The card removed from the hand is represented by the anonymous variable in the functional pattern. This card is non-deterministically selected. The remaining cards are represented by x and z. Additionally, the condition of the first rule imposes that all the cards in x and z have the same rank, r. The rank, too, is non-deterministically selected by solving the equation “map rank (x++z) == [r,r,r,r]”. If the condition succeeds, there is obviously a unique value for all these variables. If the first rule cannot be applied, it must be that there are no four cards of the same rank in the hand. The default rule reports this condition

The advantage of the narrowing-based approach over more conventional approaches is that no instructions need to be coded both to isolate the card that does not contribute to the four-of-a-kind nor to find the rank of the four-of-a-kind when it exists.
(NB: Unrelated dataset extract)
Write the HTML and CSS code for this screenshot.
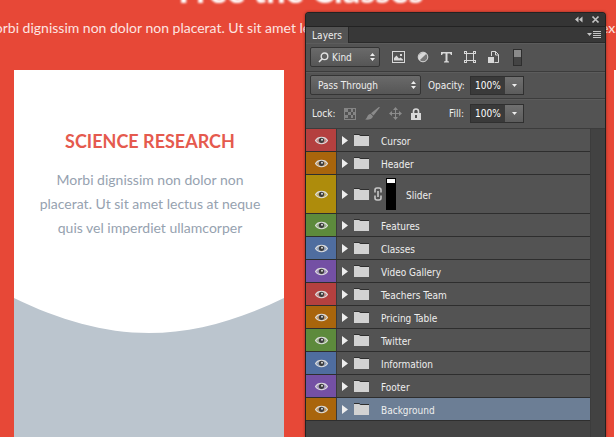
FILE: index.html
```html
<!DOCTYPE html>
<html lang="en">
<head>
    <meta charset="UTF-8">
    <meta name="viewport" content="width=device-width, initial-scale=1.0">
    <title>Classes</title>
    <link rel="stylesheet" href="styles.css">
</head>
<body>
    <!-- Web page on the canvas -->
    <main class="classes">
        <h1>Free the Classes</h1>
        <p class="intro">Morbi dignissim non dolor non placerat. Ut sit amet lectus at neque quis vel imperdiet ullamcorper ut ex.</p>
        <div class="cards">
            <article class="card">
                <div class="card-text">
                    <h2>SCIENCE RESEARCH</h2>
                    <p>Morbi dignissim non dolor non placerat. Ut sit amet lectus at neque quis vel imperdiet ullamcorper</p>
                </div>
                <svg class="curve" viewBox="0 0 270 36" preserveAspectRatio="none"><path d="M0 0C45 22 90 35 135 35S225 22 270 0V36H0Z" fill="#bbc5ce"/></svg>
                <div class="card-image"></div>
            </article>
            <article class="card"></article>
            <article class="card"></article>
        </div>
    </main>

    <!-- Layers panel -->
    <aside class="panel">
        <div class="panel-top">
            <button aria-label="Collapse"><svg width="8" height="7" viewBox="0 0 8 7"><path d="M3.5 0.5V6.5L0 3.5ZM7.5 0.5V6.5L4 3.5Z" fill="#c4c4c4"/></svg></button>
            <button aria-label="Close"><svg width="7" height="7" viewBox="0 0 7 7"><path d="M1 1L6 6M6 1L1 6" stroke="#c4c4c4" stroke-width="1.6"/><path d="M0 1h2M5 1h2M0 6h2M5 6h2" stroke="#c4c4c4"/></svg></button>
        </div>
        <div class="tabs">
            <button class="tab">Layers</button>
            <button class="menu" aria-label="Panel menu"><svg width="14" height="8" viewBox="0 0 14 8"><path d="M0 2H5L2.5 5Z" fill="#c4c4c4"/><path d="M6 .5h8M6 2.5h8M6 4.5h8M6 6.5h8" stroke="#c4c4c4"/></svg></button>
        </div>

        <div class="bar filter-bar">
            <div class="select kind">
                <svg class="search" width="11" height="11" viewBox="0 0 11 11"><circle cx="6.5" cy="4.3" r="3.3" fill="none" stroke="#e0e0e0" stroke-width="1.4"/><path d="M4.2 6.7L1 10" stroke="#e0e0e0" stroke-width="1.6"/></svg>
                <select aria-label="Filter type"><option>Kind</option></select>
                <svg class="updown" width="5" height="8" viewBox="0 0 5 8"><path d="M0 3L2.5 0L5 3ZM0 5L2.5 8L5 5Z" fill="#eee"/></svg>
            </div>
            <div class="filters">
                <button aria-label="Pixel layers"><svg width="13" height="12" viewBox="0 0 13 12"><rect x=".5" y=".5" width="12" height="11" fill="none" stroke="#d8d8d8"/><path d="M2 9.5V7L4.5 4.5L7 7.5L8.5 6.5L11 8.5V9.5Z" fill="#d8d8d8"/><rect x="8" y="3" width="2" height="2" fill="#d8d8d8"/></svg></button>
                <button aria-label="Adjustment layers"><svg width="12" height="12" viewBox="0 0 12 12"><circle cx="6" cy="6" r="4.8" fill="#777" stroke="#d8d8d8" stroke-width="1"/><path d="M9.6 2.4A5.2 5.2 0 0 0 2.4 9.6Z" fill="#d8d8d8"/></svg></button>
                <button aria-label="Type layers"><svg width="11" height="12" viewBox="0 0 11 12"><path d="M0 1H11V4H10L9 2.500H6.500V10L8 10.500V11.500H3V10.500L4.500 10V2.500H2L1 4H0Z" fill="#d8d8d8"/></svg></button>
                <button aria-label="Shape layers"><svg width="12" height="12" viewBox="0 0 12 12" fill="none" stroke="#d8d8d8"><path d="M2.5 3V9M9.5 3V9M3 2.5H9M3 9.5H9"/><g fill="#535353"><rect x=".5" y=".5" width="2" height="2"/><rect x="9.5" y=".5" width="2" height="2"/><rect x=".5" y="9.5" width="2" height="2"/><rect x="9.5" y="9.5" width="2" height="2"/></g></svg></button>
                <button aria-label="Smart objects"><svg width="11" height="12" viewBox="0 0 11 12"><path d="M3.5 5V.5H7.5L10.5 3.5V11.5H6.5M7.5 .5V4H10.5" fill="none" stroke="#d8d8d8"/><rect x="0" y="6" width="6" height="6" fill="#d8d8d8"/></svg></button>
                <button class="switch" aria-label="Turn filtering on"></button>
            </div>
        </div>

        <div class="bar blend-bar">
            <div class="select blend">
                <select aria-label="Blend mode"><option>Pass Through</option></select>
                <svg class="updown" width="5" height="8" viewBox="0 0 5 8"><path d="M0 3L2.5 0L5 3ZM0 5L2.5 8L5 5Z" fill="#eee"/></svg>
            </div>
            <label for="opacity">Opacity:</label>
            <div class="number">
                <input id="opacity" type="text" value="100%">
                <button aria-label="Opacity slider"><svg width="5" height="3" viewBox="0 0 5 3"><path d="M0 0H5L2.5 3Z" fill="#eee"/></svg></button>
            </div>
        </div>

        <div class="bar lock-bar">
            <span class="lock-label">Lock:</span>
            <div class="locks">
                <button aria-label="Lock transparent pixels"><svg width="12" height="12" viewBox="0 0 12 12"><rect x=".5" y=".5" width="11" height="11" fill="none" stroke="#858585"/><path d="M1 1h3v3H1ZM7 1h2v3H7ZM4 4h3v3H4ZM9 4h2v3H9ZM1 7h3v3H1ZM7 7h2v3H7Z" fill="#858585"/></svg></button>
                <button aria-label="Lock image pixels"><svg width="15" height="13" viewBox="0 0 15 13"><path d="M15 .2L8.500 8.500L6 6.300L13.800 0Z" fill="#8b8b8b"/><path d="M5.500 6.800L8 9.200C7 12.500 3 13 0 12.500C2.500 11.500 2 7.500 5.500 6.800Z" fill="#8b8b8b"/></svg></button>
                <button aria-label="Lock position"><svg width="13" height="13" viewBox="0 0 13 13"><path d="M6.500 2V11M2 6.500H11" stroke="#8b8b8b"/><path d="M6.500 0L9 3H4ZM6.500 13L9 10H4ZM0 6.500L3 4V9ZM13 6.500L10 4V9Z" fill="#8b8b8b"/></svg></button>
                <button aria-label="Lock all"><svg width="10" height="12" viewBox="0 0 10 12"><path d="M2.500 6V3.500a2.500 2.500 0 0 1 5 0V6" fill="none" stroke="#d8d8d8" stroke-width="1.600"/><rect x="0" y="5" width="10" height="7" fill="#d8d8d8"/><rect x="4" y="7" width="2" height="3" fill="#535353"/></svg></button>
            </div>
            <label for="fill">Fill:</label>
            <div class="number">
                <input id="fill" type="text" value="100%">
                <button aria-label="Fill slider"><svg width="5" height="3" viewBox="0 0 5 3"><path d="M0 0H5L2.5 3Z" fill="#eee"/></svg></button>
            </div>
        </div>

        <div class="layers">
            <ul id="layer-list"></ul>
            <div class="scrollbar"></div>
        </div>
    </aside>

    <script>
        const layers = [
            { name: 'Cursor', color: 'red' },
            { name: 'Header', color: 'orange' },
            { name: 'Slider', color: 'yellow', mask: true },
            { name: 'Features', color: 'green' },
            { name: 'Classes', color: 'blue' },
            { name: 'Video Gallery', color: 'violet' },
            { name: 'Teachers Team', color: 'red' },
            { name: 'Pricing Table', color: 'orange' },
            { name: 'Twitter', color: 'green' },
            { name: 'Information', color: 'blue' },
            { name: 'Footer', color: 'violet' },
            { name: 'Background', color: 'orange', selected: true }
        ];

        const eye = `<svg width="13" height="9" viewBox="0 0 13 9"><path d="M.5 4.500C3 .2 10 .2 12.500 4.500C10 8.800 3 8.800 .5 4.500Z" fill="#ddd" fill-opacity=".45" stroke="#ddd" stroke-width="1.200"/><circle cx="6.500" cy="4.300" r="2.600" fill="#3c3c3c"/><circle cx="7" cy="3.800" r="1" fill="#ddd"/></svg>`;
        const arrow = `<svg width="6" height="9" viewBox="0 0 6 9"><path d="M0 0L6 4.500L0 9Z" fill="#eee"/></svg>`;
        const folder = `<svg width="15" height="12" viewBox="0 0 15 12"><path d="M0 1H5L6 2H15V12H0Z" fill="#d2d2d2"/><path d="M0 .5H5.500L6.500 1.500H15" fill="none" stroke="#2e2e2e"/></svg>`;
        const mask = `
            <svg class="link" width="8" height="14" viewBox="0 0 8 14" fill="none" stroke="#c8c8c8" stroke-width="1.600"><path d="M1 5.500V3a2 2 0 0 1 2-2h2a2 2 0 0 1 2 2v2.500M1 8.500V11a2 2 0 0 0 2 2h2a2 2 0 0 0 2-2V8.500M4 4V10"/></svg>
            <span class="mask"></span>`;

        const list = document.getElementById('layer-list');
        layers.forEach(layer => {
            const row = document.createElement('li');
            row.className = 'layer' + (layer.mask ? ' tall' : '') + (layer.selected ? ' selected' : '');
            row.innerHTML = `
                <button class="eye ${layer.color}" aria-label="Toggle ${layer.name}">${eye}</button>
                <button class="arrow" aria-label="Expand ${layer.name}">${arrow}</button>
                ${folder}
                ${layer.mask ? mask : ''}
                <span class="name">${layer.name}</span>
            `;
            list.appendChild(row);
        });
    </script>
</body>
</html>
```
FILE: styles.css
```css
* {
    box-sizing: border-box;
}
body {
    margin: 0;
    height: 100vh;
    overflow: hidden;
    position: relative;
    background-color: #e74837;
    font-family: "DejaVu Sans Condensed", "DejaVu Sans", sans-serif;
    font-size: 10px;
}
h1, h2, p, ul {
    margin: 0;
    padding: 0;
}
button {
    display: flex;
    align-items: center;
    justify-content: center;
    padding: 0;
    border: 0;
    background: none;
    color: inherit;
    font: inherit;
}
svg {
    display: block;
    flex-shrink: 0;
}

/* page */
.classes {
    height: 100%;
    display: flex;
    flex-direction: column;
    overflow: hidden;
    font-family: Lato, sans-serif;
    text-align: center;
}
h1 {
    margin: -28px 14px 0 0;
    color: #fff;
    font-size: 34px;
    font-weight: 900;
    line-height: 36px;
    filter: blur(1px);
}
.intro {
    margin: 10px 0 0 -18px;
    color: #fde4e1;
    font-size: 14px;
    line-height: 20px;
    text-align: left;
    white-space: nowrap;
}
.cards {
    flex: 1;
    display: grid;
    grid-template-columns: repeat(3, 270px);
    gap: 30px;
    margin: 32px 0 0 14px;
}
.card {
    display: flex;
    flex-direction: column;
    background-color: #fff;
}
.card-text {
    height: 228px;
    padding: 59px 20px 0 22px;
}
h2 {
    color: #e55a4e;
    font-size: 18px;
    font-weight: bold;
    line-height: 24px;
}
.card-text p {
    margin-top: 15px;
    color: #96a2b0;
    font-size: 14px;
    line-height: 24px;
}
.curve {
    width: 100%;
    height: 36px;
}
.card-image {
    flex: 1;
    background-color: #bbc5ce;
}

/* panel */
.panel {
    position: absolute;
    top: 12px;
    right: 10px;
    bottom: 0;
    width: 301px;
    display: flex;
    flex-direction: column;
    border: 1px solid #222;
    border-bottom: 0;
    border-radius: 4px 4px 0 0;
    background-color: #444;
    color: #eee;
    box-shadow: 0 0 3px rgba(0, 0, 0, 0.4);
    overflow: hidden;
}
.panel-top {
    height: 13px;
    display: flex;
    align-items: center;
    justify-content: flex-end;
    gap: 9px;
    padding-right: 6px;
    background-color: #343434;
}
.tabs {
    height: 17px;
    display: flex;
    justify-content: space-between;
    padding-right: 4px;
    border-top: 1px solid #222;
    background-color: #383838;
    box-shadow: inset 0 -1px #2a2a2a;
}
.tab {
    width: 43px;
    border-right: 1px solid #2a2a2a;
    background-color: #535353;
}
.bar {
    display: flex;
    align-items: center;
    background-color: #535353;
    border-bottom: 1px solid #3c3c3c;
    box-shadow: inset 0 1px #5c5c5c;
}
.filter-bar {
    height: 29px;
    padding-left: 4px;
}
.blend-bar {
    height: 27px;
    padding-left: 4px;
}
.lock-bar {
    height: 30px;
    padding-left: 6px;
}
.select {
    position: relative;
    height: 20px;
    display: flex;
    align-items: center;
    border: 1px solid #343434;
    border-radius: 2px;
    background: linear-gradient(#6a6a6a, #565656);
}
.select select {
    appearance: none;
    width: 100%;
    height: 100%;
    padding: 0 0 0 7px;
    border: 0;
    background: none;
    color: #eee;
    font: inherit;
}
.kind {
    width: 70px;
}
.kind select {
    padding-left: 21px;
}
.search {
    position: absolute;
    left: 7px;
}
.updown {
    position: absolute;
    right: 4px;
}
.blend {
    width: 111px;
}
.filters {
    display: flex;
    align-items: center;
    gap: 12px;
    margin-left: 12px;
}
.switch {
    width: 9px;
    height: 17px;
    margin-left: 2px;
    border: 1px solid #2e2e2e;
    background: linear-gradient(#8a8a8a 50%, #444 50%);
}
.blend-bar label {
    margin-left: 7px;
    width: 42px;
}
.number {
    display: flex;
    height: 19px;
    border: 1px solid #303030;
}
.number input {
    width: 34px;
    padding: 0 0 0 4px;
    border: 0;
    background-color: #3a3a3a;
    color: #fff;
    font: inherit;
}
.number button {
    width: 18px;
    background: linear-gradient(#707070, #5c5c5c);
}
.lock-label {
    width: 32px;
}
.locks {
    display: flex;
    align-items: center;
    gap: 9px;
}
.lock-bar label {
    margin-left: 28px;
    width: 21px;
}
.layers {
    flex: 1;
    display: flex;
}
#layer-list {
    flex: 1;
    list-style: none;
}
.layer {
    height: 23px;
    display: flex;
    align-items: center;
    border-bottom: 1px solid #2e2e2e;
    background-color: #535353;
}
.tall {
    height: 39px;
}
.selected {
    background-color: #6c7e95;
}
.eye {
    width: 31px;
    height: 100%;
    border-right: 1px solid #3a3a3a;
}
.red { background-color: #b4403f; }
.orange { background-color: #a9650c; }
.yellow { background-color: #ae8c0c; }
.green { background-color: #5d8a3c; }
.blue { background-color: #4f6d9f; }
.violet { background-color: #7450a4; }
.arrow {
    margin: 0 6px 0 5px;
}
.name {
    margin-left: 12px;
    padding-top: 2px;
}
.link {
    margin-left: 5px;
}
.mask {
    width: 10px;
    height: 32px;
    margin-left: 4px;
    border: 1px solid #000;
    background: linear-gradient(#fff 4px, #000 4px);
}
.mask + .name {
    margin-left: 10px;
}
.scrollbar {
    width: 15px;
    background-color: #424242;
    border-left: 1px solid #3c3c3c;
}
```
The above example is typical of situations in which a collection contains elements that must satisfy a certain conditions. Since lists are implicitly ordered, conditions involving the position of elements in a collection can also be conveniently expressed using narrowing.

Exercise 10

Similar to the example just discussed, code a function that tells whether a hand in a game of poker is a full house. Hint: [Browse Cards.curry][Download Cards.curry] defines suits, ranks, etc. [Browse Answer][Download Answer].